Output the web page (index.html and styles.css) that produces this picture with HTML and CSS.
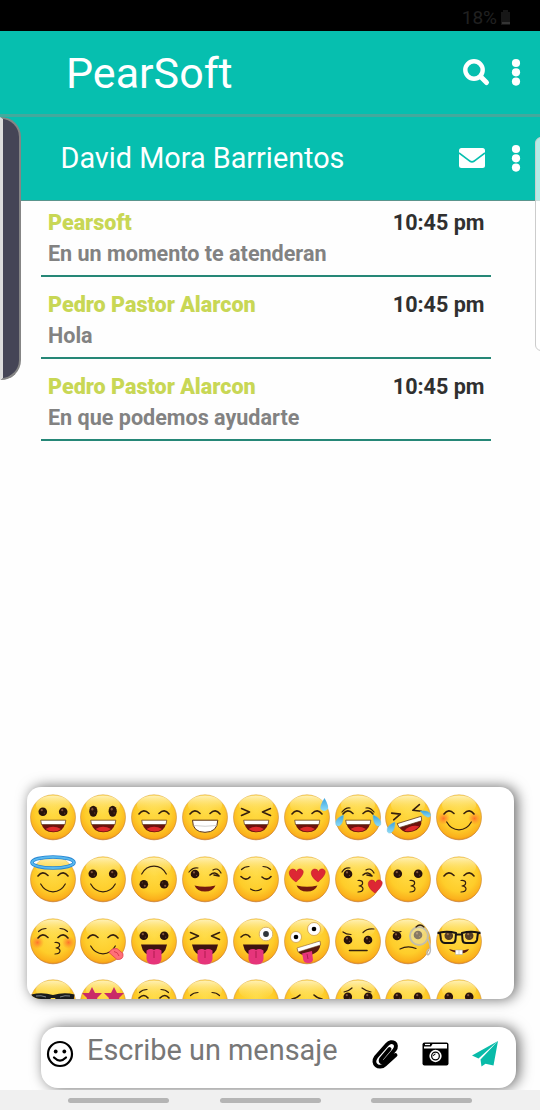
FILE: index.html
```html
<!DOCTYPE html>
<html lang="es">
<head>
<meta charset="utf-8">
<title>PearSoft</title>
<link rel="stylesheet" href="styles.css">
</head>
<body>
<svg class="defs" aria-hidden="true">
  <defs>
    <radialGradient id="skin" cx=".5" cy=".38" r=".66"><stop offset="0" stop-color="#ffdb45"/><stop offset=".6" stop-color="#fecd2a"/><stop offset=".86" stop-color="#fbb01c"/><stop offset="1" stop-color="#e27d10"/></radialGradient>
    <linearGradient id="shine" x2="0" y2="1"><stop stop-color="#fff7cf" stop-opacity=".85"/><stop offset="1" stop-color="#ffe25a" stop-opacity="0"/></linearGradient>
    <linearGradient id="rim" x2="0" y2="1"><stop stop-color="#dfae4c"/><stop offset="1" stop-color="#b8661a"/></linearGradient>
    <radialGradient id="blush"><stop stop-color="#ff642b" stop-opacity=".85"/><stop offset="1" stop-color="#ff812b" stop-opacity="0"/></radialGradient>
    <linearGradient id="water" x2="0" y2="1"><stop stop-color="#3aa3de"/><stop offset="1" stop-color="#8edcf7"/></linearGradient>
    <g id="face"><circle r="22.500" cy=".3" fill="url(#skin)" stroke="url(#rim)" stroke-width=".6"/><ellipse cy="-12" rx="17" ry="9.500" fill="url(#shine)"/></g>
    <g id="eye"><circle r="4.300" fill="#29130b"/><circle cx="-1" cy="-1.600" r="1.100" fill="#82533b"/><circle cx="1.500" cy="1.400" r=".6" fill="#6d402c"/></g>
    <g id="eyes"><use href="#eye" x="-10.200" y="-5.200"/><use href="#eye" x="10.200" y="-5.200"/></g>
    <g id="arcs" class="ink"><path d="M-15-3Q-10.500-9-5-3.500M5-3.500Q10.500-9 15-3"/></g>
    <g id="squint" class="ink"><path d="M-14.500-8.500-6.500-5-14.500-1.500M14.500-8.500 6.500-5 14.500-1.500"/></g>
    <g id="laugh"><path d="M-11.500 6.500H12Q10.500 15.300 .3 15.300Q-10 15.300-11.500 6.500Z" fill="#6e120e"/><path d="M-7.500 12Q0 7.500 8 12Q1 17-7.500 12Z" fill="#df2a2a"/><path d="M-12.300 3.200H12.800L12 7.600H-11.500Z" fill="#fff" stroke="#593117" stroke-width=".7" stroke-linejoin="round"/></g>
    <path id="smile" class="ink thin" d="M-12.300 5Q-8 12.800 0 12.800Q8 12.800 12.300 5"/>
    <path id="grin" d="M-10.500 6.500Q0 9 10.500 6.500Q8 12.500 0 12.500T-10.500 6.500Z" fill="#73190f"/>
    <path id="kiss" class="ink thin" d="M0 1.500C6 1 6 6 1 7C6.500 7 6.500 13 0 13"/>
    <path id="heart" d="M0 7C-10 0-7-6-3-6Q0-6 0-3Q2-7 5-6C10-4 6 2 0 7Z" fill="#dd2734" stroke="#b51c27" stroke-width=".5"/>
    <path id="tear" d="M4-6C-1-4-5-1-3.500 4C-1 7 4 4 4-6Z" fill="url(#water)" stroke="#75bdd7" stroke-width=".4"/>
    <g id="tongue"><path d="M-13 3.500H13Q11 15 0 15.500Q-11 15-13 3.500Z" fill="#3d1310"/><path d="M-7.500 9.500Q-3 7 0 9Q3 7 7.500 9.500V18Q7 23.500 0 23.500T-7.500 18Z" fill="#e6357b"/><path d="M0 10V17" stroke="#b01c50" stroke-width="1"/></g>
    <g id="blushes"><circle cx="-15.500" cy="1.500" r="6.500" fill="url(#blush)"/><circle cx="15.500" cy="1.500" r="6.500" fill="url(#blush)"/></g>
    <path id="brows" class="ink thin" d="M-14.500-9.500Q-11.500-12.500-7-12.500M7-12.500Q11.500-12.500 14.500-9.500"/>
    <path id="star" d="M0-9 3-3 10-3 5 2 8 10 0 6-7 10-5 2-10-3-3-3Z" fill="#c92a68"/>
    <g id="dots"><circle cx="5" cy="5" r="4.100"/><circle cx="5" cy="14.300" r="4.100"/><circle cx="5" cy="23.600" r="4.100"/></g>
  </defs>
</svg>

<div class="screen">
  <div class="status"><span>18%</span><svg width="11" height="15" viewBox="0 0 11 15"><path d="M3 0h5v2h2v13H1V2h2z" fill="#171717"/><path d="M2 12h8v2H2z" fill="#343434"/></svg></div>

  <header class="bar bar-app">
    <h1>PearSoft</h1>
    <svg class="search" width="28" height="28" viewBox="0 0 28 28"><circle cx="11" cy="11" r="8.700"/><path d="M18 18 23.500 23.500" stroke-width="5"/></svg>
    <svg class="more" width="10" height="29"><use href="#dots"/></svg>
  </header>
  <header class="bar bar-contact">
    <h2>David Mora Barrientos</h2>
    <svg class="mail" width="26" height="20" viewBox="0 0 26 20"><rect width="26" height="20" rx="2.500" fill="#fff"/><path d="M0 5 9.500 12.200Q13 15.500 16.500 12.200L26 5" fill="none" stroke="#06bfaf" stroke-width="1.600"/></svg>
    <svg class="more" width="10" height="29"><use href="#dots"/></svg>
  </header>

  <main class="messages">
    <article class="message"><div class="meta"><b>Pearsoft</b><time>10:45 pm</time></div><p>En un momento te atenderan</p></article>
    <article class="message"><div class="meta"><b>Pedro Pastor Alarcon</b><time>10:45 pm</time></div><p>Hola</p></article>
    <article class="message"><div class="meta"><b>Pedro Pastor Alarcon</b><time>10:45 pm</time></div><p>En que podemos ayudarte</p></article>
  </main>

  <section class="emoji-panel">
    <svg viewBox="-23 -23 46 46"><use href="#face"/><use href="#eyes"/><use href="#laugh"/></svg>
    <svg viewBox="-23 -23 46 46"><use href="#face"/><g transform="translate(0 1) scale(.95 1.300)"><use href="#eyes"/></g><use href="#laugh"/></svg>
    <svg viewBox="-23 -23 46 46"><use href="#face"/><use href="#arcs"/><use href="#laugh"/></svg>
    <svg viewBox="-23 -23 46 46"><use href="#face"/><use href="#arcs"/><path d="M-12.500 3.200H12.800Q12.500 15.300 0 15.300T-12.500 3.200Z" fill="#fff" stroke="#593117"/><path d="M-11 8.500Q0 10 11.500 8.500" fill="none" stroke="#bbb" stroke-width=".7"/></svg>
    <svg viewBox="-23 -23 46 46"><use href="#face"/><use href="#squint"/><use href="#laugh"/></svg>
    <svg viewBox="-23 -23 46 46"><use href="#face"/><use href="#arcs"/><use href="#laugh"/><path d="M17.500-19Q12.500-11 13.500-8Q17-4 21-8Q22-11 17.500-19Z" fill="url(#water)"/></svg>
    <svg viewBox="-23 -23 46 46"><use href="#face"/><use href="#arcs"/><path class="ink thin" d="M-16-5Q-12-10-8-9M8-9Q12-10 16-5"/><use href="#laugh"/><use href="#tear" x="-18.500" y="4"/><g transform="translate(19 4) scale(-1 1)"><use href="#tear"/></g></svg>
    <svg viewBox="-23 -23 46 46"><use href="#face"/><g transform="rotate(-17)"><use href="#squint"/><use href="#laugh"/></g><use href="#tear" x="-17" y="11"/><path d="M12-6Q20-7 22.500-3Q23 1 19 0Q15-2 12-6Z" fill="url(#water)" stroke="#75bdd7" stroke-width=".4"/></svg>
    <svg viewBox="-23 -23 46 46"><use href="#face"/><use href="#blushes"/><use href="#arcs"/><use href="#smile"/></svg>

    <svg viewBox="-23 -23 46 46"><use href="#face"/><use href="#arcs"/><use href="#smile"/><ellipse cy="-16.500" rx="21" ry="5.500" fill="none" stroke="#2684d1" stroke-width="3.600"/><ellipse cy="-16.500" rx="21" ry="5.500" fill="none" stroke="#58b9ef" stroke-width="2"/></svg>
    <svg viewBox="-23 -23 46 46"><use href="#face"/><use href="#eyes"/><use href="#smile"/></svg>
    <svg viewBox="-23 -23 46 46"><use href="#face"/><g transform="rotate(180)"><use href="#eyes"/><use href="#smile"/></g></svg>
    <svg viewBox="-23 -23 46 46"><use href="#face"/><use href="#eye" x="-10" y="-5"/><path class="ink thin" d="M-16-7Q-12-12-7-11M8-9Q13-12 16-6"/><path class="ink" d="M5-4Q10-8.500 14-3L9-4"/><use href="#grin"/></svg>
    <svg viewBox="-23 -23 46 46"><use href="#face"/><use href="#brows"/><path class="ink" d="M-15-2.500Q-10 2.500-6-2M6-2Q11 2.500 15-2.500"/><path class="ink thin" d="M-5.500 10Q0 13.500 5.500 10"/></svg>
    <svg viewBox="-23 -23 46 46"><use href="#face"/><use href="#heart" x="-11" y="-4"/><use href="#heart" x="11" y="-4"/><use href="#grin"/></svg>
    <svg viewBox="-23 -23 46 46"><use href="#face"/><use href="#eye" x="-10" y="-5"/><path class="ink thin" d="M-16-7Q-13-12-8-11M8-9Q13-12 16-6"/><path class="ink" d="M5-4Q10-8.500 14-3L9-4"/><use href="#kiss"/><use href="#heart" x="17" y="7"/></svg>
    <svg viewBox="-23 -23 46 46"><use href="#face"/><use href="#eyes"/><use href="#kiss" x="2"/></svg>
    <svg viewBox="-23 -23 46 46"><use href="#face"/><use href="#arcs"/><use href="#kiss" x="2"/></svg>

    <svg viewBox="-23 -23 46 46"><use href="#face"/><use href="#blushes"/><use href="#brows"/><use href="#arcs"/><use href="#kiss" x="2"/></svg>
    <svg viewBox="-23 -23 46 46"><use href="#face"/><use href="#arcs"/><use href="#smile"/><path d="M6 11.500Q9 6.500 14 7.500L20 12.500Q21 19 14 18.500Z" fill="#ff7078" stroke="#dc3749" stroke-width=".7"/><path d="M11 10.500Q15 11 16 15" fill="none" stroke="#d83c50"/></svg>
    <svg viewBox="-23 -23 46 46"><use href="#face"/><use href="#eyes"/><use href="#tongue"/></svg>
    <svg viewBox="-23 -23 46 46"><use href="#face"/><use href="#squint"/><use href="#tongue"/></svg>
    <svg viewBox="-23 -23 46 46"><use href="#face"/><path class="ink" d="M-15-4Q-10-9-6-4"/><circle cx="10" cy="-7" r="6.800" fill="#fff" stroke="#d8b46c"/><circle cx="10" cy="-7" r="2.900" fill="#30363b"/><use href="#tongue"/></svg>
    <svg viewBox="-23 -23 46 46"><use href="#face"/><circle cx="-11" cy="-4" r="5.500" fill="#fff" stroke="#c9943c" stroke-width=".7"/><circle cx="-11" cy="-4" r="2.300"/><circle cx="7" cy="-12" r="6.500" fill="#fff" stroke="#c9943c" stroke-width=".7"/><circle cx="7" cy="-12" r="2.300"/><path d="M-10 8 13 0Q15 11 3 14Q-8 16-10 8Z" fill="#561911"/><path d="M-10 7 13 0 13.500 4-9 11Z" fill="#fff" stroke="#76461e" stroke-width=".5"/><path d="M-5 12.500 5 10 6 19Q5 22.500 1 22Q-4 22-4 17Z" fill="#e6357b"/><path d="M0 13 1 18" stroke="#b01c50"/></svg>
    <svg viewBox="-23 -23 46 46"><use href="#face"/><use href="#eye" x="-10" y="-1"/><use href="#eye" x="10" y="-1"/><path class="ink thin" d="M-15-9Q-12-6.500-7-6.500M5-8.500Q9-13 16-12"/><path class="ink" d="M-8.500 9.500H9"/></svg>
    <svg viewBox="-23 -23 46 46"><use href="#face"/><use href="#eye" x="-11" y="-5"/><use href="#eye" x="10" y="-6"/><circle cx="11" cy="-5" r="9" fill="#e6e1be" fill-opacity=".5" stroke="#c3beaa" stroke-width="2"/><path d="M20-2Q25 11 20 14Q17 11 21 8" fill="none" stroke="#bbb" stroke-width="1.300"/><path class="ink thin" d="M-15-10Q-11-8-7-9.500M8-14Q12-18 16-14M-8 8Q0 4 8 7.500"/></svg>
    <svg viewBox="-23 -23 46 46"><use href="#face"/><use href="#eyes"/><path d="M-19-8.500Q-11-10-3-8L-3.500-1Q-4 2-7 2H-14Q-17 2-18-1ZM19-8.500Q11-10 3-8L3.500-1Q4 2 7 2H14Q17 2 18-1ZM-3-6.500H3M-19-7.500-21.500-8.500M19-7.500 21.500-8.500" fill="#ffe58d" fill-opacity=".2" stroke="#161312" stroke-width="2" stroke-linejoin="round"/><path d="M-10 8Q0 11 10 8Q8 13 0 12T-10 8Z" fill="#571b11"/><path d="M-3.500 9H3.500V13.500H-3.500ZM0 9V13.500" fill="#fff" stroke="#aaa" stroke-width=".5"/></svg>

    <svg viewBox="-23 -23 46 46"><use href="#face"/><path d="M-21.500-7.500Q-11-10 0-7Q11-10 21.500-7.500L20 3Q9 8 2-4H-2Q-9 8-20 3Z" fill="#181b1d"/><path d="M-17-6Q-12-7-7-5M7-5Q12-7 17-6" fill="none" stroke="#7b858a"/></svg>
    <svg viewBox="-23 -23 46 46"><use href="#face"/><use href="#star" x="-11" y="-6"/><use href="#star" x="11" y="-6"/></svg>
    <svg viewBox="-23 -23 46 46"><use href="#face"/><use href="#brows"/><path class="ink" d="M-15-4Q-10-9-6-4M6-4Q11-9 15-4"/></svg>
    <svg viewBox="-23 -23 46 46"><use href="#face"/><g transform="translate(0 3)"><use href="#brows"/></g></svg>
    <svg viewBox="-23 -23 46 46"><use href="#face"/></svg>
    <svg viewBox="-23 -23 46 46"><use href="#face"/><path class="ink" d="M-15-3Q-10-4-7-7M7-7Q10-4 15-3"/></svg>
    <svg viewBox="-23 -23 46 46"><use href="#face"/><use href="#eyes"/><path class="ink thin" d="M-14-10Q-9-11-6-14M4-14Q8-11 13-10"/></svg>
    <svg viewBox="-23 -23 46 46"><use href="#face"/><use href="#eyes"/></svg>
    <svg viewBox="-23 -23 46 46"><use href="#face"/><use href="#eyes"/></svg>
  </section>

  <section class="composer">
    <svg class="smiley" width="28" height="28" viewBox="0 0 28 28"><circle cx="14" cy="14" r="12" fill="none" stroke="#000" stroke-width="2.200"/><circle cx="9.700" cy="11.500" r="1.900"/><circle cx="18.300" cy="11.500" r="1.900"/><path d="M8 17.500Q14 23.500 20 17.500" fill="none" stroke="#000" stroke-width="2.200" stroke-linecap="round"/></svg>
    <span class="placeholder">Escribe un mensaje</span>
    <svg class="clip" width="28" height="32" viewBox="0 0 28 32"><path d="M18.500 11 10.500 20.500C8 24 11.500 26 14 23L23.500 12C28 6 21 1 16 6.500L5 19C0 26 8 32 14 26.500L24.500 17" fill="none" stroke="#000" stroke-width="3.900" stroke-linecap="round" stroke-linejoin="round"/></svg>
    <svg class="camera" width="27" height="24" viewBox="0 0 27 24"><rect x=".5" y=".5" width="26" height="23" rx="2"/><path d="M2 4.500H9L10.500 2H25V6.500H2Z" fill="#fff"/><path d="M3 2.500H8" stroke="#fff" stroke-width="1.200"/><circle cx="13.500" cy="14" r="5.300" fill="none" stroke="#fff" stroke-width="1.700"/><circle cx="13.500" cy="14" r="3.200" fill="#fff"/><path d="M11.500 14Q11.500 12 13.500 12" fill="none" stroke="#000"/></svg>
    <svg class="send" width="28" height="28" viewBox="0 0 28 28"><path d="M27 1 1 15.500 7.500 18.500ZM27 1 9.500 19.500 10.500 26.500 14.500 23.800 22.500 25.500Z" fill="#09bba9"/></svg>
  </section>

  <nav class="nav"><i></i><i></i><i></i></nav>
  <aside class="drawer-handle"></aside>
  <aside class="edge-handle"></aside>
</div>
</body>
</html>
```
FILE: styles.css
```css
* { box-sizing: border-box; }
body { margin: 0; font-family: Roboto, sans-serif; background: #fff; }
h1, h2, p { margin: 0; font-weight: 400; white-space: nowrap; }
svg { display: block; flex: none; }
.defs { position: absolute; width: 0; height: 0; }
.screen { position: relative; display: flex; flex-direction: column; width: 540px; height: 1110px; overflow: hidden; background: #fefefe; }

.status { flex: none; height: 31px; padding: 3px 29px 0 0; display: flex; justify-content: flex-end; align-items: center; gap: 3px; background: #000; color: #202020; font-size: 19px; }
.bar { flex: none; display: flex; align-items: center; background: #06bfaf; color: #fff; padding-right: 19px; }
.bar-app { height: 86px; padding-left: 66px; border-bottom: 3px solid #43a99d; }
.bar-contact { height: 84px; padding-left: 60.500px; border-bottom: 1px solid #59958d; }
h1 { flex: 1; font-size: 43px; line-height: 50px; }
h2 { flex: 1; padding-bottom: 2px; font-size: 28.800px; line-height: 34px; }
.search { margin-right: 20px; fill: none; stroke: #fff; stroke-width: 4.400; stroke-linecap: round; }
.more { fill: #fff; }
.mail { margin: 0 26px 2px 0; }

.messages { flex: none; display: flex; flex-direction: column; gap: 12px; width: 450px; height: 586px; margin-left: 41px; padding-top: 6px; }
.message { height: 70px; padding: 0 6.500px 0 7px; border-bottom: 2px solid #268777; font-size: 21.550px; font-weight: 700; line-height: 31px; }
.meta { display: flex; justify-content: space-between; }
.meta b { color: #c8d755; }
.meta time { color: #303030; }
.message p { color: #828282; font-weight: 700; }

.emoji-panel { flex: none; width: 487px; height: 212px; margin-left: 27px; padding: 7px 0 0 2.500px; display: grid; grid-template-columns: repeat(9, 46px); grid-auto-rows: 46px; gap: 15.800px 4.850px; overflow: hidden; background: #fff; border-radius: 14px; box-shadow: 3px 0 14px rgba(0, 0, 0, .6); }
.emoji-panel svg { width: 46px; height: 46px; overflow: visible; }
.ink { fill: none; stroke: #35200e; stroke-width: 1.600; stroke-linecap: round; stroke-linejoin: round; }
.thin { stroke-width: 1.200; }

.composer { flex: none; display: flex; align-items: center; width: 475px; height: 61px; margin: 28px 0 0 41px; padding: 0 17.500px 7px 4.500px; background: #fff; border-radius: 17px; box-shadow: 3px 0 14px rgba(0, 0, 0, .6); }
.placeholder { flex: 1; margin-left: 13.500px; padding-bottom: 8px; color: #777; font-size: 28.900px; line-height: 36px; white-space: nowrap; }
.clip { margin-right: 23px; }
.camera { margin-right: 22px; }

.nav { position: relative; flex: none; display: flex; gap: 50.500px; height: 20px; margin-top: 2px; padding: 8px 0 0 68px; background: #f0f0f0; }
.nav i { width: 101px; height: 5px; border-radius: 3px; background: #b5b5b5; }

.drawer-handle { position: absolute; left: 0; top: 117px; width: 21px; height: 263px; background: #454556; border: 2px solid #858585; border-left: 3px solid #ddd; border-radius: 0 20px 20px 0; }
.edge-handle { position: absolute; left: 534.500px; top: 137px; width: 12px; height: 214px; background: rgba(255, 255, 255, .7); border: 1px solid #ccc; border-radius: 7px; }
```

TASK OBJECTIVE> Pull out all lines in the data above that include "index".

WRITTEN RESPONSE>
Output the web page (index.html and styles.css) that produces this picture with HTML and CSS.
FILE: index.html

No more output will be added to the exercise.